Toddalia asiatica (L.) Lam. grows from flatlands to mountains at an altitude of 2000 meters. It is more common in secondary forests of shrubs and small trees, and climbs on other trees. It is also common in limestone mountains.

Toddalia asiatica (L.) Lam. is a tropical and subtropical woody vine, which likes dampness, avoids high temperature and cold, and has high requirements for temperature. Toddalia asiatica (L.) Lam. has well-developed root system, deep tap root, wide lateral root, strong water storage capacity, good soil fixation effect, low requirement on soil, and it can grow tenaciously in poor ridge soil. Toddalia asiatica (L.) Lam. is resistant to drought and barrenness, and has strong adaptability. It can grow normally on sandy loam, shallow and barren mountainsides or mountaintops, but it grows better on acid red loam with deep soil layers. Toddalia asiatica (L.) Lam. likes shade and humidity, but is also more drought-tolerant. It grows well in shrub forests. Toddalia asiatica (L.) Lam. is not too sensitive to temperature, but the plants cannot survive if the temperature is too low. The annual average temperature needs to reach about 20°C to meet the needs of its growth and development. Warmth helps the development of branches and leaves, and adult trees can withstand high temperatures of 46°C. The annual rainfall is required to be around 1500 mm, and the altitude is required to be around 1000 meters.
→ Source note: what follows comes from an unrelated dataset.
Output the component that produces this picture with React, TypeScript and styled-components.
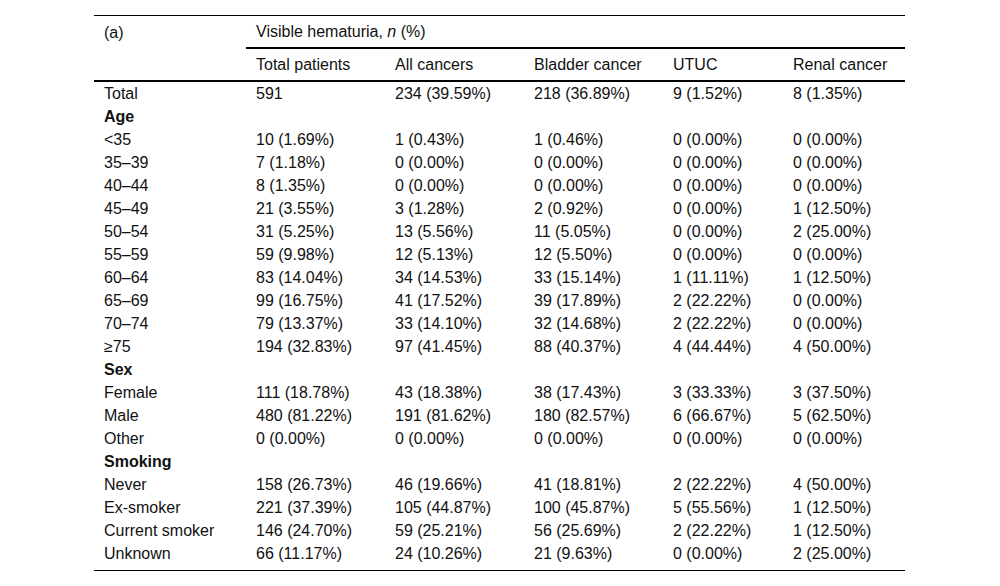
import React from "react";
import styled, { createGlobalStyle } from "styled-components";

const Global = createGlobalStyle`
  html, body { margin: 0; padding: 0; background: #fff; }
  body { font-family: "Liberation Sans", Arial, sans-serif; color: #111; }
`;

const Page = styled.div`
  width: 1000px;
  height: 586px;
  box-sizing: border-box;
  padding: 15px 0 0 94px;
  background: #fff;
`;

const Table = styled.table`
  width: 811px;
  table-layout: fixed;
  border-collapse: separate;
  border-spacing: 0;
  border-top: 1px solid #000;
  border-bottom: 1px solid #000;
  font-family: "Liberation Sans", Arial, sans-serif;
  font-size: 16px;
  line-height: 18px;
  color: #111;
`;

const HeadCell = styled.th<{ $rule?: boolean }>`
  box-sizing: border-box;
  height: ${(p) => (p.$rule ? 33 : 31)}px;
  padding: 0 0 0 10px;
  text-align: left;
  font-weight: normal;
  vertical-align: middle;
  white-space: nowrap;
  border-bottom: ${(p) => (p.$rule ? "2px solid #000" : "none")};
`;

const Cell = styled.td<{ $bold?: boolean; $last?: boolean }>`
  box-sizing: border-box;
  height: ${(p) => (p.$last ? 28 : 23)}px;
  padding: 0 0 ${(p) => (p.$last ? 5 : 0)}px 10px;
  text-align: left;
  vertical-align: middle;
  white-space: nowrap;
  font-weight: ${(p) => (p.$bold ? "bold" : "normal")};
`;

type Row = { label: string; bold?: boolean; values?: string[] };

const rows: Row[] = [
  { label: "Total", values: ["591", "234 (39.59%)", "218 (36.89%)", "9 (1.52%)", "8 (1.35%)"] },
  { label: "Age", bold: true },
  { label: "<35", values: ["10 (1.69%)", "1 (0.43%)", "1 (0.46%)", "0 (0.00%)", "0 (0.00%)"] },
  { label: "35–39", values: ["7 (1.18%)", "0 (0.00%)", "0 (0.00%)", "0 (0.00%)", "0 (0.00%)"] },
  { label: "40–44", values: ["8 (1.35%)", "0 (0.00%)", "0 (0.00%)", "0 (0.00%)", "0 (0.00%)"] },
  { label: "45–49", values: ["21 (3.55%)", "3 (1.28%)", "2 (0.92%)", "0 (0.00%)", "1 (12.50%)"] },
  { label: "50–54", values: ["31 (5.25%)", "13 (5.56%)", "11 (5.05%)", "0 (0.00%)", "2 (25.00%)"] },
  { label: "55–59", values: ["59 (9.98%)", "12 (5.13%)", "12 (5.50%)", "0 (0.00%)", "0 (0.00%)"] },
  { label: "60–64", values: ["83 (14.04%)", "34 (14.53%)", "33 (15.14%)", "1 (11.11%)", "1 (12.50%)"] },
  { label: "65–69", values: ["99 (16.75%)", "41 (17.52%)", "39 (17.89%)", "2 (22.22%)", "0 (0.00%)"] },
  { label: "70–74", values: ["79 (13.37%)", "33 (14.10%)", "32 (14.68%)", "2 (22.22%)", "0 (0.00%)"] },
  { label: "≥75", values: ["194 (32.83%)", "97 (41.45%)", "88 (40.37%)", "4 (44.44%)", "4 (50.00%)"] },
  { label: "Sex", bold: true },
  { label: "Female", values: ["111 (18.78%)", "43 (18.38%)", "38 (17.43%)", "3 (33.33%)", "3 (37.50%)"] },
  { label: "Male", values: ["480 (81.22%)", "191 (81.62%)", "180 (82.57%)", "6 (66.67%)", "5 (62.50%)"] },
  { label: "Other", values: ["0 (0.00%)", "0 (0.00%)", "0 (0.00%)", "0 (0.00%)", "0 (0.00%)"] },
  { label: "Smoking", bold: true },
  { label: "Never", values: ["158 (26.73%)", "46 (19.66%)", "41 (18.81%)", "2 (22.22%)", "4 (50.00%)"] },
  { label: "Ex-smoker", values: ["221 (37.39%)", "105 (44.87%)", "100 (45.87%)", "5 (55.56%)", "1 (12.50%)"] },
  { label: "Current smoker", values: ["146 (24.70%)", "59 (25.21%)", "56 (25.69%)", "2 (22.22%)", "1 (12.50%)"] },
  { label: "Unknown", values: ["66 (11.17%)", "24 (10.26%)", "21 (9.63%)", "0 (0.00%)", "2 (25.00%)"] },
];

const colWidths = [152, 139, 139, 139, 120, 122];
const headers = ["Total patients", "All cancers", "Bladder cancer", "UTUC", "Renal cancer"];

export default function App() {
  return (
    <>
      <Global />
      <Page>
        <Table>
          <colgroup>
            {colWidths.map((w, i) => (
              <col key={i} style={{ width: w }} />
            ))}
          </colgroup>
          <thead>
            <tr>
              <HeadCell>(a)</HeadCell>
              <HeadCell colSpan={5} $rule>
                Visible hematuria, <i>n</i> (%)
              </HeadCell>
            </tr>
            <tr>
              <HeadCell $rule />
              {headers.map((h) => (
                <HeadCell key={h} $rule>
                  {h}
                </HeadCell>
              ))}
            </tr>
          </thead>
          <tbody>
            {rows.map((r, i) => {
              const last = i === rows.length - 1;
              return (
                <tr key={r.label}>
                  <Cell $bold={r.bold} $last={last}>
                    {r.label}
                  </Cell>
                  {(r.values ?? ["", "", "", "", ""]).map((v, j) => (
                    <Cell key={j} $last={last}>
                      {v}
                    </Cell>
                  ))}
                </tr>
              );
            })}
          </tbody>
        </Table>
      </Page>
    </>
  );
}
Toddalia asiatica (L.) Lam. distribution range

World distribution: East Africa, Southeast Asia, Africa, South Asia Subcontinent, Himalaya, Southeast Asia, South Asia, Tropical Asia, Subtropical Asia, Malaysia, India, Ceylon, Philippines, etc.

Distribution in China: the area to the south of the southern slope of the Qinling Mountains is limited to Xixiang County, Shaanxi Province in the north, Hainan in the south, Taiwan in the southeast, and southeast Tibet in the southwest. The distribution area can be divided into three categories: dry heat distribution area represented by Yunnan, relatively humid area represented by Guizhou and Guangxi, and humid area represented by South Fujian.

Toddalia asiatica (L.) Lam. Main value

1. Economic value

The ripe fruit tastes sweet, but the peel contains spicy ingredients. The root bark is light sulfur yellow, and soon becomes light brown when exposed to the air after peeling. The cross section of stems, branches and roots is yellow to brown. The wood is solid, the pith is small, the tube hole is medium large, and the wood rays are thin and dense. In Guilin, China, pipes made from its stems and branches are sold.

2. Medical value

The whole plant is used as a herb, and its roots are often used. It tastes bitter and numb. It is warm in nature, has small poison, promotes blood circulation and dissipates blood stasis, dispels wind and dampness, and relieves swelling and pain. It can cure cold, stomachache, intercostal neuralgia, rheumatic bone pain, traumatic injury, hemoptysis, etc.